A conversa sobre masturbação foi bastante proveitosa, muitas meninas se sentiram à vontade para compartilhar histórias de quando eram crianças e foram pegas, por seus pais, se masturbando – algumas foram reprimidas como se fizessem algo errado e consideram que isso as deixaram “travadas” sexualmente. Outras foram orientadas apenas para que não fizessem isso em público. Discutimos como o assunto poderia ser tratado com os filhos da maneira mais aberta e tranquila possível, partindo do conhecimento e liberdade com o próprio corpo.

Fomos percebendo que o prazer sexual da mulher é tão natural e latente quanto o do homem, mas que a castração histórico-social faz com que as mulheres não se sintam à vontade para ter sua libertação sexual e não se conheçam. Infelizmente, as que a tem essa libertação muitas vezes são vistas como “vadias” ou “com muito fogo no rabo”. O conservadorismo ainda se mostra latente em sociedade e têm muito do patriarcado como sua base.

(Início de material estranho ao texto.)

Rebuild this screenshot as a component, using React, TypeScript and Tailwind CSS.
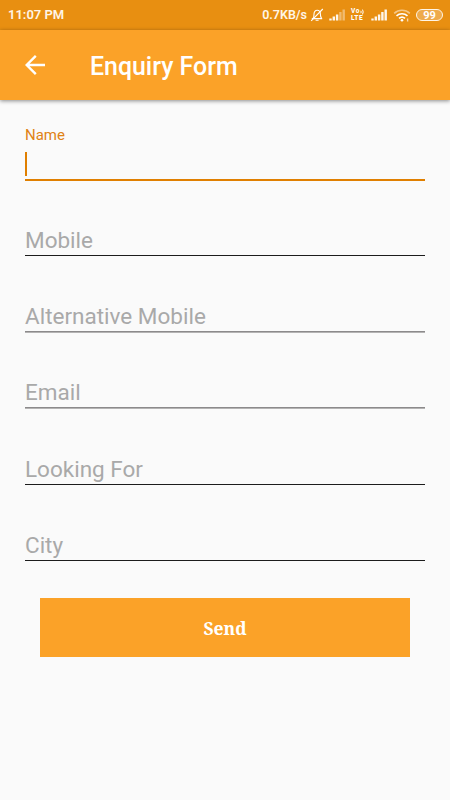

Por fim, deixamos o link do documentário chamado “Clitóris: um prazer proibido” que a psiquiatra Érika Pellegrino indica em seu texto, e fazemos o mesmo apelo que ela: Assistam! Realmente pode mudar sua vida.



Imagem: Marina Braga

Ainda é importante lembrar que nesta quinta a reunião bateu o recorde de presença. Sinal de que estamos trilhando o caminho certo. A presença de todxs é sempre muito importante!